BGMも相まって驚きと不安感の連続でした。ちなみに楽曲はオリジナルではないそうですが、SeaBedの世界観にマッチしすぎていて最初オリジナルだと思っていました。

それほどまでに調和がとれた演出です。

 

3.物語のテーマと、それを伝えてくれる世界観の奥深さ

この作品はミステリーといっても推理小説のようなジャンルではありません。

生まれてきた理由といったような、理解するすべがなく、説明もまたできないことを扱っている作品です。

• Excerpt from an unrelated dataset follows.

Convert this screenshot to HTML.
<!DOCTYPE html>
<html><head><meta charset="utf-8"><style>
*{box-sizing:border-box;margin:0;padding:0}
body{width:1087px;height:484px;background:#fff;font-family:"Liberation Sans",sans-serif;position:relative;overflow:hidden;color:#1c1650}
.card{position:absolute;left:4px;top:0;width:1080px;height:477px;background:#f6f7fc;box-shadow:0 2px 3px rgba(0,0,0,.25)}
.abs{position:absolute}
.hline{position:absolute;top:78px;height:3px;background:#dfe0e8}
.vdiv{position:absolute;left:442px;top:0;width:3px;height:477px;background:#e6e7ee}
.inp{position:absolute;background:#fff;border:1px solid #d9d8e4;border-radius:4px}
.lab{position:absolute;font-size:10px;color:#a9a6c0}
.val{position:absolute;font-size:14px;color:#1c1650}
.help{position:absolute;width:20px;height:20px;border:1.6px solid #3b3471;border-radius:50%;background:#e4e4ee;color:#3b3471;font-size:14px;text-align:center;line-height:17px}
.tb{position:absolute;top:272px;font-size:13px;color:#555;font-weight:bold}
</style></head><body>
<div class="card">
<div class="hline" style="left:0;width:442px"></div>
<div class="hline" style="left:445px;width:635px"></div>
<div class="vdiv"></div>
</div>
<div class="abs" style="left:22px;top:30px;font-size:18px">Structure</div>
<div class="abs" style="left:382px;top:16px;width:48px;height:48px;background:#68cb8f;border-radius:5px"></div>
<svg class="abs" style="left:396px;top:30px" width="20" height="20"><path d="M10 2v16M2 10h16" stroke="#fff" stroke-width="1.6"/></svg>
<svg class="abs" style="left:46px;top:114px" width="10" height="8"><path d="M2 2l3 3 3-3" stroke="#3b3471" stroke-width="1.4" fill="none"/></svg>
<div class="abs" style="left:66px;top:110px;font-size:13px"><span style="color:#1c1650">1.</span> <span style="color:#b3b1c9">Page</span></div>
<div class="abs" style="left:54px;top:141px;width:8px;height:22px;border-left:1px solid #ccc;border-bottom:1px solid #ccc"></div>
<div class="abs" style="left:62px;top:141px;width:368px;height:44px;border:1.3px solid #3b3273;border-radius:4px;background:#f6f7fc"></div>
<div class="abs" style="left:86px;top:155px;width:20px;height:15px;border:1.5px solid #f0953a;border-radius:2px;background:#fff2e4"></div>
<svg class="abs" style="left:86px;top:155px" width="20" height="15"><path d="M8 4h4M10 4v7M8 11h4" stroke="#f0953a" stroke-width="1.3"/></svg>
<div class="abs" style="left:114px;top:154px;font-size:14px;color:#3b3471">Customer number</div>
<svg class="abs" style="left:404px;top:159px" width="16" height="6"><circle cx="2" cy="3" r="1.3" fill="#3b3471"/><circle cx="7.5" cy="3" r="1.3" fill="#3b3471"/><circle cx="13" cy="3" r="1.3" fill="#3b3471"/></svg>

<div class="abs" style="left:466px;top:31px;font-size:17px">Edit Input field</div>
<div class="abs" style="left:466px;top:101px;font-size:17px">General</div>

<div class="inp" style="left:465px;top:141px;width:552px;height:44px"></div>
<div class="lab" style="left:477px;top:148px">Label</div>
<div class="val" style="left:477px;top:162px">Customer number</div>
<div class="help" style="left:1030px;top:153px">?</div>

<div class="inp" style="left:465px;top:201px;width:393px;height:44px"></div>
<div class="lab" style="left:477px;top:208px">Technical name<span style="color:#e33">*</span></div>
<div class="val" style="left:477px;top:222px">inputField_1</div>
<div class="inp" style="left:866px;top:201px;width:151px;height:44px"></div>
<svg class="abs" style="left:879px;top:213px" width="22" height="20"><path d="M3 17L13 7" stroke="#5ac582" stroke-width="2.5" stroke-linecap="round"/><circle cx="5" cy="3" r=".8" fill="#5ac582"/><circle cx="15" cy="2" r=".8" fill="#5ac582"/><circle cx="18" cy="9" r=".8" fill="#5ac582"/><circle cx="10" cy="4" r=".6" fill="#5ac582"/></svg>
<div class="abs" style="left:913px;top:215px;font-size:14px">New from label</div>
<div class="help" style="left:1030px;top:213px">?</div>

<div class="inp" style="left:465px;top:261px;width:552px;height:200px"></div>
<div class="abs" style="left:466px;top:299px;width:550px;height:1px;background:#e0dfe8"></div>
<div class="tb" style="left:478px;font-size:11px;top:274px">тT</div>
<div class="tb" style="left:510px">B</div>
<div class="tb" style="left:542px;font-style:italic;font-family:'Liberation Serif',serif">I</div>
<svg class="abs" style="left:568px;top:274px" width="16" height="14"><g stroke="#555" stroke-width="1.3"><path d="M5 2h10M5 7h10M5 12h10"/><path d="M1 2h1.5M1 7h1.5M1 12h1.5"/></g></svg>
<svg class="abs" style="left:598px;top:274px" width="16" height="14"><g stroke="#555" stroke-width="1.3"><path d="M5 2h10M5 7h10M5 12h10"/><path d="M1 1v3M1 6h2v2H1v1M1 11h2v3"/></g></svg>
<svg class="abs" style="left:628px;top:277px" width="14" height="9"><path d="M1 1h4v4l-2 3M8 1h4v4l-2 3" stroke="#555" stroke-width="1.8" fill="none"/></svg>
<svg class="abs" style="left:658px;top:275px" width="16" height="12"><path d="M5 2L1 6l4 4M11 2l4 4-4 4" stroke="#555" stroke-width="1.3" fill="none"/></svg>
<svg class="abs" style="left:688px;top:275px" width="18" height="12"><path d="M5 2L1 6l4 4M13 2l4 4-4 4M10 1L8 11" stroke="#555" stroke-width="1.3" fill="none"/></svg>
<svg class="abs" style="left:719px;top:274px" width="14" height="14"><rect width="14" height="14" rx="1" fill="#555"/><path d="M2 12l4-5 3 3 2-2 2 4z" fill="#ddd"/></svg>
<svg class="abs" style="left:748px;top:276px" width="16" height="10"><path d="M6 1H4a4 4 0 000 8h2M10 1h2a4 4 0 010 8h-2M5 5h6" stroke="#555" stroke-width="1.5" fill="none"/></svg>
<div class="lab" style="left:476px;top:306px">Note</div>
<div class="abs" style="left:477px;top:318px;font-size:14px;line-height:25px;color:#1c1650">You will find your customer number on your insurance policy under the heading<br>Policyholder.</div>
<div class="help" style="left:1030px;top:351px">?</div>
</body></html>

そのため、事実 *1のような、明確な答えは出てきていないように思います。

けれど、そんな底なしの昏く深い問いを投げかけられても、

「あなたにもきっと答えを見つけられるんだよ」

と、この作品をクリアしてしまう時に伝えられたような気がしました。

その他にも、この作品の隠されたテーマなどを語りたいですが、それはネタバレありの感想でまたの機会に。

 

まとめ

綿密なテキストや、キャラクターたちの心の機微、印象的な音楽とグラフィック、謎、それらすべてがすばらしいバランスで融合した、パレオントロジーさんのビジュアルノベル SeaBed

Switch版が3/19に発売ということで、発売直前記念にネタバレなしの感想となります。

Switch版には追加のシナリオ(Tips)もちょこっとあるようで、PC版ではまった方にもおすすめです。たぶんおまけ程度の内容ですが、SeaBedの世界がまた広がるとなると買うしかないでしょう。

小説のような手軽さが、それこそベッドに寝転がりながらプレイスタイルに向いている作品だと思っていたので、Switch版発売がとてもうれしく、待ち遠しいです。 

ここまで書いておいてなんですが、このネタバレなしの場合、書きたいことの1割程度しか書けてません

それほどまでに広く深い作品です。 

ぜひ、そんなSeaBedをプレイして、思考の深い海の底まで潜ってみてください。